In I Know You’re Still Watching Me, Anderson explores the rich history of glassware. A chalice sits precariously balanced on top of pile of cast glass pillows, appearing as if it could fall over at any moment. Inside sits the artist’s broken engagement ring and wedding band. The sculpture explores themes of surveillance and lack of privacy. Anderson draws from a personal experience of being stalked on the Internet by an ex husband. As the title suggests, the piece highlights how we are always being watched and monitored. This lack of privacy online can be especially dangerous for women. Likewise, the deliberate imbalance of the cup is used as a symbol to critically interrogate the ritual of marriage as a historical tool for patriarchal control.
“Cups and chalices are important symbols as a glassmaker and very tied to my own past as a production glassblower (who specifically made cups for a number of years with her ex husband) […] As the pillows were cast, I carved each one out of wax and through a process of mold making and kiln working turned them into glass. Again, trying to retain a level of aesthetic beauty and softness with an extremely rigid and heavy material.”
With over twenty-four years of experience in design and copy writing, Wegner is able to elegantly marry everyday objects with text to tease out various layers of meaning and a multiplicity of readings. In Problem / Solution, viewers are invited to project their own fears and worries onto the pieces. Two identical sleek mirrored medicine cabinets bear the words Problem / Solution, respectively. They literally reflect the viewer’s inner state back to them.
“Two stylish medicine cabinets with hand engraved mirrors. One represents your problem. The other, a way to solve it. What you put inside each can deepen the meaning to you. Or, simply take them at face value.”
Anderson’s suspended kinetic glass installation, Pay Attention, is composed of over 1000 hand crafted clear glass ‘needles’ suspended nearly nine feet tall from thin chains. Here, Anderson explores subjective embodied experiences. The delicate ethereal spindles of glass reflect the light, producing an aesthetically beautiful object designed to draw the viewer in. As one approaches the piece, the sensor picks up the motion and vibrates, jostling the needles producing a sound that is either pleasant or potentially unsettling, depending on the viewer’s perspective. For the artist, the reaction it conjures is neither ‘good’ nor ‘bad’; simply a part of being human. By removing any value judgments, Anderson seeks to cultivate a space for understanding, acceptance, and catharsis.
“This piece was an attempt for me to re frame the feeling of being triggered. I wanted to both capture the feeling and create a more healthy relationship with it for myself. As the viewer gets too close, the glass tinkling together causes some alarm. However, the beauty of the piece draws people in and speaks to growth. And the repetitive nature of making this piece was a ritual of processing for me. Glass and art are my rituals.”
Have you ever sat down to reflect on everything that transpired during a day, the last month, or over the ourse of a year? In What Happened Here, Wegner imagines various events and offers a full detailed account, from the dull and ordinary, to the joyful and amusing. What emerges is an epic record that visually communicates that in fact, many things have happen here.
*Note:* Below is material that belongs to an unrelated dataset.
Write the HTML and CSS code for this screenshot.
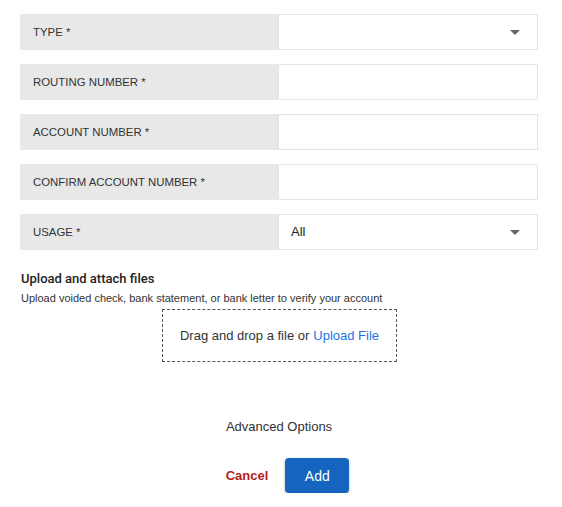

“It took a year of daily concentration to dream up different events that could happen in a room. Mundane, bizarre, awful, and just absolutely lovely.”
Here, Wegner explores how insecurities can often express themselves through words and actions. By using a leather crop, the artist deploys humor and irony to highlight how these frequently unintended behaviors can hurt those around us.
“So much of our naughty behaviour stems from our own insecurities. It’s the hurt bottled up inside us that can cause so much pain in others. At least this riding crop is honest about it. Maybe it’s time you let it do the talking for you.”